Dispersion of the returned radar echoes from Mars shows that a lot of variation exists in surface roughness and slope across the planet's surface. Wide areas of the planet, particularly in Syria and Sinai Plana, are relatively smooth and flat. Meridiani Planum, the landing site of the Mars Exploration Rover Opportunity, is one of the flattest and smoothest (at decimeter-scale) locations ever investigated by radar—a fact borne out by surface images at the landing site. Other areas show high levels of roughness in radar that are not discernible in images taken from orbit. The average surface abundance of centimeter- to meter-scale rocks is much greater on Mars than the other terrestrial planets. Tharsis and Elysium, in particular, show a high degree of small-scale surface roughness associated with volcanoes. This extremely rough terrain is suggestive of young, ʻaʻā lava flows. A 200-km-long band of low to zero radar albedo ("stealth" region) cuts across the southwest Tharsis. The region corresponds to the location of the Medusa Fossae Formation, which consists of thick layers of unconsolidated materials, perhaps volcanic ash or loess.

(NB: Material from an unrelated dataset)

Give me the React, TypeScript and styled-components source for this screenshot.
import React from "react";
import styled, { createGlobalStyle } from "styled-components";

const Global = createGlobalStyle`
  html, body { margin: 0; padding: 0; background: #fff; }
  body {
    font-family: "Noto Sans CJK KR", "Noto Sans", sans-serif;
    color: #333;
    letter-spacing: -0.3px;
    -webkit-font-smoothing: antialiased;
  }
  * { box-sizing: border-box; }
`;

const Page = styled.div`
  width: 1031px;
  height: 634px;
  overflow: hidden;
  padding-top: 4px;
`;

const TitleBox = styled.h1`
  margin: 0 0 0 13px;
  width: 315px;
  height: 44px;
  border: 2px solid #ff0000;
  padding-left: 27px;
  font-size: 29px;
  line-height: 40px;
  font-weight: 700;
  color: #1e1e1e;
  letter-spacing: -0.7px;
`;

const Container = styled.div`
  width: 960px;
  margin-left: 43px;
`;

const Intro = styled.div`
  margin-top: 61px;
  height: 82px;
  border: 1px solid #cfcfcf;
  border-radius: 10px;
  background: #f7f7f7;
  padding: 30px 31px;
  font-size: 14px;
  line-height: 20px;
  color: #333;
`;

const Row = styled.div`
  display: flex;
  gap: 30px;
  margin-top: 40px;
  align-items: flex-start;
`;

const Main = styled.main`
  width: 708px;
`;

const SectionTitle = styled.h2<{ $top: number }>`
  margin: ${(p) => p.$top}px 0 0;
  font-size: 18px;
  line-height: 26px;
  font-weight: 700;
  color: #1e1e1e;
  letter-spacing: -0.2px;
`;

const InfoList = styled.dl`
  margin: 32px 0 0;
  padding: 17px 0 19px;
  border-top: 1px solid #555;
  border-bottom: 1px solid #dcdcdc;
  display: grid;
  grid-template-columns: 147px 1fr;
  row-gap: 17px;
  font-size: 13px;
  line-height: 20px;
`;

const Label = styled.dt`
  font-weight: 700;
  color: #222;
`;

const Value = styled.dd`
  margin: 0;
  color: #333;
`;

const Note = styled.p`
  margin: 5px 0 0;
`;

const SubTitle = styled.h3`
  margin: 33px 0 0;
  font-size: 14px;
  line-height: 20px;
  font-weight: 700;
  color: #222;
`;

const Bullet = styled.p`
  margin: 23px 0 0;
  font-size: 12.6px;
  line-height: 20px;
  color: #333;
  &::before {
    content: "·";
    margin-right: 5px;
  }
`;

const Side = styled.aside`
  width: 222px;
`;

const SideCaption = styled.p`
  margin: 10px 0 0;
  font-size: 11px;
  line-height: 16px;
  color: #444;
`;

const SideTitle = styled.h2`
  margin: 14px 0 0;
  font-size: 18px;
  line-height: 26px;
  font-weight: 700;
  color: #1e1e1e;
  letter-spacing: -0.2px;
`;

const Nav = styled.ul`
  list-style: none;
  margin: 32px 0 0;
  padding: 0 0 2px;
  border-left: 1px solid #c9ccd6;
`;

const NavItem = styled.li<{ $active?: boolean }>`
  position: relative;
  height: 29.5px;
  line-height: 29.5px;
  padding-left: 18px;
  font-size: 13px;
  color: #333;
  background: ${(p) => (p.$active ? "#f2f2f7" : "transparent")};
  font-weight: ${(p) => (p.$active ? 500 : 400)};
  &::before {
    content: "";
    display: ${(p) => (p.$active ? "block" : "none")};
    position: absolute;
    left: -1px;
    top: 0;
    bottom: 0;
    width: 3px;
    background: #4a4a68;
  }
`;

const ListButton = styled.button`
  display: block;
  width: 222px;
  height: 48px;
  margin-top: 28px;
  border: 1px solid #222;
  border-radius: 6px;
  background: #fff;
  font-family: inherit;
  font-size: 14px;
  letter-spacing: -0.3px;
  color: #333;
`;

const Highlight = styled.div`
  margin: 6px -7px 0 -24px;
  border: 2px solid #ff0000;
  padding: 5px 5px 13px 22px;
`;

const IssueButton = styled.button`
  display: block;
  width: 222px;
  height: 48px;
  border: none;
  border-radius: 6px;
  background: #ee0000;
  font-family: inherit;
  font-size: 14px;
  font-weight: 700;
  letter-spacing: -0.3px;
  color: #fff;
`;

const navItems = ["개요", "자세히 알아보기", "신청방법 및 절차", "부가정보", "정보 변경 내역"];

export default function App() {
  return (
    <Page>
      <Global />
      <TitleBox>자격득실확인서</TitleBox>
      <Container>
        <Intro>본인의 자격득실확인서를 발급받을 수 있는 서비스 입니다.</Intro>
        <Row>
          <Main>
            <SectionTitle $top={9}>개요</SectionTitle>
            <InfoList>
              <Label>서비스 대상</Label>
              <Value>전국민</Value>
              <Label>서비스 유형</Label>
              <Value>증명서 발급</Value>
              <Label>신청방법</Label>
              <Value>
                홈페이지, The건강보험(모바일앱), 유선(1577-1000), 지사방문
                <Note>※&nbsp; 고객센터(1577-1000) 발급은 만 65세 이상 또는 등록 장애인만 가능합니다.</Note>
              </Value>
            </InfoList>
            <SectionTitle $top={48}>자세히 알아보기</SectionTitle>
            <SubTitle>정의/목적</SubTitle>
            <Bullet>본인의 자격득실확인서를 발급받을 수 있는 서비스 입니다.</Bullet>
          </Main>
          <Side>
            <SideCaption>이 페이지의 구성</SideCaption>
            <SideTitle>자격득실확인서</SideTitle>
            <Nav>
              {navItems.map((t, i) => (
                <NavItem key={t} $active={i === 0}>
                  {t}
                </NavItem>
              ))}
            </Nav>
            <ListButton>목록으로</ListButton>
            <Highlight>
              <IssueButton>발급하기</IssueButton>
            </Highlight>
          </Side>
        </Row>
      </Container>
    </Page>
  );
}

Ground-penetrating radar instruments on the Mars Express orbiter (MARSIS) and the Mars Reconnaissance Orbiter (SHARAD) are currently providing stunning echo-return data on subsurface materials and structures to depths of up to 5 km. Results have shown that the polar layered deposits are composed of almost pure ice, with no more than 10% dust by volume and that fretted valleys in Deuteronilus Mensae contain thick glaciers covered by a mantle of rocky debris.